Medieval chronicle accounts, charters, monastic cartularies, seals, and letters, provide the material
evidence for this study. Each type and each example do more than convey raw data, however, as they elicit
narratives that form and inform the subject and the reader. These narratives lend themselves to a literary critique and examination using Hayden White’s theory of employments. This interdisciplinary exercise
makes use of four classical modes of plot structure: Tragedy, Comedy, Romance, and Satire. Within this
examination, the sources are read for what they omit as much as for what they include.
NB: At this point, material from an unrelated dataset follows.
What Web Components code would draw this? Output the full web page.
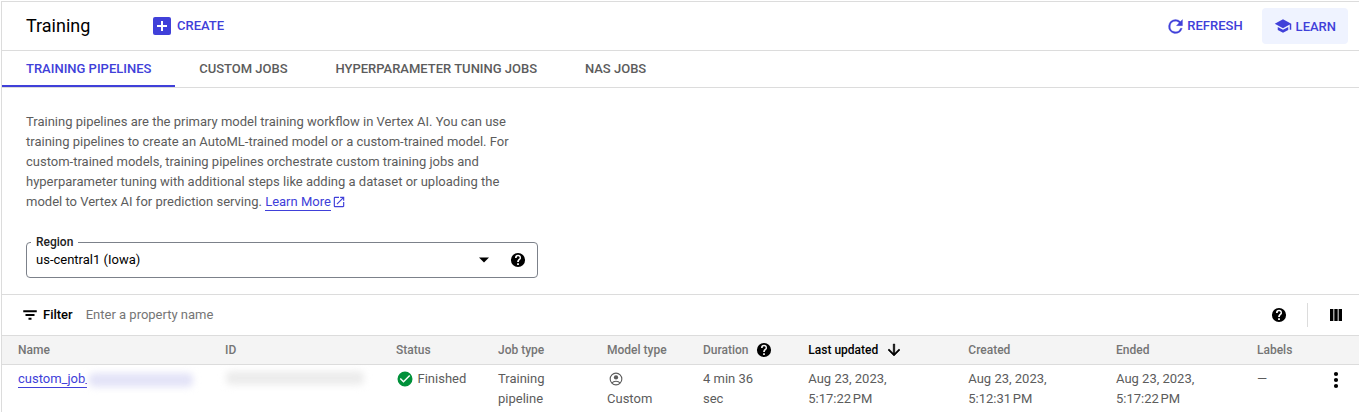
<!DOCTYPE html>
<html lang="en">
<head>
<meta charset="utf-8">
<title>Training</title>
<style>
html,body{margin:0;height:100%;overflow:hidden;background:#fff}
body{font-family:Roboto,"Liberation Sans",sans-serif;font-size:13px;line-height:20px;color:#5c5c5c}
</style>
</head>
<body>
<training-page></training-page>
<script>
const ICONS = {
  add: '<rect x="3" y="3" width="18" height="18" rx="2"/><path d="M11 7h2v4h4v2h-4v4h-2v-4H7v-2h4z" fill="#fff"/>',
  refresh: '<path d="M17.65 6.35A7.96 7.96 0 0 0 12 4a8 8 0 1 0 7.73 10h-2.08A6 6 0 1 1 12 6c1.66 0 3.14.69 4.22 1.78L13 11h7V4z" stroke="currentColor" stroke-width=".3"/>',
  school: '<path d="M5 13.18v4L12 21l7-3.820v-4L12 17zM12 3 1 9l11 6 9-4.910V17h2V9z"/>',
  open: '<path d="M19 19H5V5h7V3H5a2 2 0 0 0-2 2v14a2 2 0 0 0 2 2h14c1.100 0 2-.9 2-2v-7h-2zM14 3v2h3.590l-9.830 9.830 1.410 1.410L19 6.410V10h2V3z"/>',
  help: '<path d="M12 2a10 10 0 1 0 0 20 10 10 0 0 0 0-20zm1.250 17h-2.500v-2.500h2.500zm2.100-7.750-.9.920c-.85.86-1.200 1.530-1.200 2.830h-2.500v-.5c0-1.100.45-2.100 1.170-2.830l1.240-1.260A2 2 0 1 0 10.250 9H7.750a4.250 4.250 0 1 1 8.500 0c0 .88-.36 1.680-.9 2.250z"/>',
  down: '<path d="M6 9l6 6 6-6z"/>',
  filter: '<path d="M10 18.300h4v-2.600h-4zM3 5.700v2.600h18V5.700zm3 7.600h12v-2.600H6z"/>',
  columns: '<path d="M4 4h4.500v16H4zM9.750 4h4.500v16h-4.500zM15.500 4H20v16h-4.500z"/>',
  check: '<path d="M12 2a10 10 0 1 0 0 20 10 10 0 0 0 0-20zm-2 15-5-5 1.410-1.410L10 14.170l7.590-7.590L19 8z"/>',
  person: '<g fill="none" stroke="currentColor" stroke-width="1.900"><circle cx="12" cy="12" r="10"/><path d="M5 18.800c3-4 11-4 14 0"/></g><circle cx="12" cy="9.300" r="3.700"/>',
  arrow: '<path d="M20 12l-1.410-1.410L13 16.170V4h-2v12.170l-5.580-5.590L4 12l8 8z" stroke="currentColor" stroke-width=".7"/>',
  more: '<circle cx="12" cy="4.800" r="2.500"/><circle cx="12" cy="12" r="2.500"/><circle cx="12" cy="19.200" r="2.500"/>'
};
const BOXES = {help: '.7 .7 22.6 22.6'};
function define(name, html) {
  customElements.define(name, class extends HTMLElement {
    connectedCallback() {
      if (this.shadowRoot) return;
      const t = document.createElement('template');
      t.innerHTML = typeof html === 'function' ? html(this) : html;
      this.attachShadow({mode: 'open'}).append(t.content.cloneNode(true));
    }
  });
}
define('ui-icon', el => `<style>
:host{display:inline-block;flex:none;width:${el.getAttribute('size') || 18}px;height:${el.getAttribute('size') || 18}px}
svg{display:block;width:100%;height:100%;fill:currentColor}</style>
<svg viewBox="${BOXES[el.getAttribute('name')] || '0 0 24 24'}">${ICONS[el.getAttribute('name')]}</svg>`);

define('action-button', `<style>
:host{display:flex;align-items:center;gap:var(--gap,4px);height:36px;box-sizing:border-box;color:#4040d9;font-weight:500;white-space:nowrap}
:host([filled]){background:#eff3ff;border-radius:4px;padding:1px 12px 0}
</style><slot name="icon"></slot><span><slot></slot></span>`);

define('page-header', `<style>
:host{display:flex;align-items:center;height:48px;padding:0 11px 0 24px;border-bottom:1px solid #dcdcdc}
h1{margin:0;font-size:18px;line-height:24px;font-weight:400;color:#000;width:124px}
.end{display:flex;align-items:center;gap:19px;margin-left:auto}
</style><h1><slot></slot></h1><slot name="start"></slot><div class="end"><slot name="end"></slot></div>`);

define('tab-item', `<style>
:host{display:block;box-sizing:border-box;height:36px;padding:8px 23.800px 0 24px;font-weight:500;white-space:nowrap;color:#5c5c5c}
:host([active]){color:#4040d9;border-bottom:2px solid #4040d9}
</style><slot></slot>`);

define('tab-bar', `<style>
:host{display:flex;height:36px;border-bottom:1px solid #dcdcdc}
</style><slot></slot>`);

define('text-link', `<style>
:host{display:inline-block;line-height:16px;color:#4040d9;border-bottom:1px solid #4040d9}
</style><slot></slot>`);

define('select-field', el => `<style>
:host{display:block;width:512px}
fieldset{box-sizing:border-box;height:41px;margin:0;padding:0 11px 0 4px;border:1px solid #7c818a;border-radius:4px;min-width:0}
legend{padding:0 5px;font-size:12px;line-height:11px;height:11px;font-weight:500;color:#222}
.row{display:flex;align-items:center;height:23px;padding-left:5px;color:#000}
.row span{flex:1}
ui-icon+ui-icon{margin:1px 0 0 16px}
</style><fieldset><legend>${el.getAttribute('label')}</legend><div class="row"><span><slot></slot></span><ui-icon name="down" size="20"></ui-icon><ui-icon name="help" size="16"></ui-icon></div></fieldset>`);

define('filter-bar', `<style>
:host{display:flex;align-items:center;height:40px;border-top:1px solid #dcdcdc;padding:0 14px 0 19px;color:#000}
b{font-weight:500;margin:0 13px 0 4px}
.hint{flex:1;color:#757575}
i{width:1px;height:24px;background:#dcdcdc;margin:0 19px 0 20px}
</style><ui-icon name="filter"></ui-icon><b>Filter</b><span class="hint">Enter a property name</span><ui-icon name="help" size="16"></ui-icon><i></i><ui-icon name="columns" size="18"></ui-icon>`);

define('data-row', `<style>
:host{display:grid;grid-template-columns:207px 171px 102px 109px 96px 105.300px 160px 147.700px 141px 1fr 16px;padding:4px 15px 0 16px}
:host([head]){height:30px;box-sizing:border-box;align-items:center;padding-top:0;border-top:1px solid #dcdcdc;border-bottom:1px solid #dcdcdc;background:#f4f4f4;font-size:12px;font-weight:500;color:#757575}
</style><slot></slot>`);

define('data-cell', `<style>
:host{display:block;min-width:0;white-space:nowrap}
:host([flex]){display:flex;align-items:center;gap:var(--gap,4px);height:20px}
:host([sorted]){color:#000}
</style><slot></slot>`);

define('redacted-text', el => `<style>
:host{display:block;flex:none;height:18px;background:#fff;z-index:1}
div{width:${el.getAttribute('w')}px;height:14px;margin:3px 0 0 2px;border-radius:5px;background:${el.getAttribute('tone')};filter:blur(3.500px)}
</style><div></div>`);

define('training-page', `<style>
:host{display:block;box-sizing:border-box;height:412px;padding-top:1px}
main{box-sizing:border-box;height:411px;margin-left:1px;border-top:1px solid #dcdcdc;border-left:1px solid #dcdcdc;overflow:hidden}
p{margin:24px 0 0 24px;width:500px;white-space:nowrap}
p ui-icon{color:#4040d9;vertical-align:-2.500px;margin-left:1px}
select-field{margin:25px 0 16px 24px}
</style>
<main>
<page-header>Training
<action-button slot="start" style="--gap:3px"><ui-icon slot="icon" name="add" size="24"></ui-icon>CREATE</action-button>
<action-button slot="end" style="--gap:1.500px"><ui-icon slot="icon" name="refresh" size="21"></ui-icon>REFRESH</action-button>
<action-button slot="end" filled><ui-icon slot="icon" name="school" size="18" style="margin-bottom:1px"></ui-icon>LEARN</action-button>
</page-header>
<tab-bar><tab-item active>TRAINING PIPELINES</tab-item><tab-item>CUSTOM JOBS</tab-item><tab-item>HYPERPARAMETER TUNING JOBS</tab-item><tab-item>NAS JOBS</tab-item></tab-bar>
<p>Training pipelines are the primary model training workflow in Vertex AI. You can use<br>training pipelines to create an AutoML-trained model or a custom-trained model. For<br>custom-trained models, training pipelines orchestrate custom training jobs and<br>hyperparameter tuning with additional steps like adding a dataset or uploading the<br>model to Vertex AI for prediction serving. <text-link>Learn More</text-link><ui-icon name="open" size="14"></ui-icon></p>
<select-field label="Region">us-central1 (Iowa)</select-field>
<filter-bar></filter-bar>
<data-row head><data-cell>Name</data-cell><data-cell>ID</data-cell><data-cell>Status</data-cell><data-cell>Job type</data-cell><data-cell>Model type</data-cell><data-cell flex style="--gap:7.500px">Duration<ui-icon name="help" size="16" style="color:#000"></ui-icon></data-cell><data-cell flex sorted style="--gap:7px">Last updated<ui-icon name="arrow" size="18"></ui-icon></data-cell><data-cell>Created</data-cell><data-cell>Ended</data-cell><data-cell>Labels</data-cell></data-row>
<data-row><data-cell flex style="--gap:0"><text-link>custom_job_</text-link><redacted-text w="104" tone="#e3e3f7" style="margin-left:-4px"></redacted-text></data-cell><data-cell flex><redacted-text w="138" tone="#ececec" style="margin:-4px 0 0 -1px"></redacted-text></data-cell><data-cell flex style="--gap:3.500px"><ui-icon name="check" size="18" style="color:#00913a"></ui-icon>Finished</data-cell><data-cell>Training<br>pipeline</data-cell><data-cell><ui-icon name="person" size="14" style="margin:3px 0 3px 2px;display:block"></ui-icon>Custom</data-cell><data-cell>4 min 36<br>sec</data-cell><data-cell>Aug 23, 2023,<br>5:17:22&#8239;PM</data-cell><data-cell>Aug 23, 2023,<br>5:12:31&#8239;PM</data-cell><data-cell>Aug 23, 2023,<br>5:17:22&#8239;PM</data-cell><data-cell>—</data-cell><data-cell flex><ui-icon name="more" size="20" style="color:#000;margin:2px 0 0 -2px"></ui-icon></data-cell></data-row>
</main>`);
</script>
</body>
</html>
My conclusions prove that women exercised choice and decision-making power that went well
beyond the recognized pattern of the either/or of secular marriage or religious profession. Instead, these
women’s choices enabled them to realize pragmatic objectives that reinforced family goals; equally their
choices reflected personal ambition and aspiration. The attainment of status, adventure, and authority reflect
some of the motivations that I have identified. More often than not, these choices and their consequences
elicited disapprobation from male leaders.
Table of Contents
Chronology -- Introduction -- Chapter one. Ut te ab infantia sponsam sibi eligeret: Religious Status and Idealized Identities -- Chapter Two. N’onques ne fu tenue anclose: Daring the Enclosure -- Chapter Three. Non est honestum ut uxor debeat…suo manere: Women and marital choice -- Chapter Four. Pulcherrimus miles…comitissam Boloniensem duxit uxorem: The Making and Unmaking of Marie -- Thesis Conclusus—Conclusions and Summations -- Appendix A. Romsey abbey images -- Appendix B. Matthew’s Tomb -- Appendix C. 1162 Papal letters -- Appendix D. 1168 Papal letters -- Appendix E. 1170 and 1171 charters -- Appendix F. 1173 charter
Degree
Ph.D.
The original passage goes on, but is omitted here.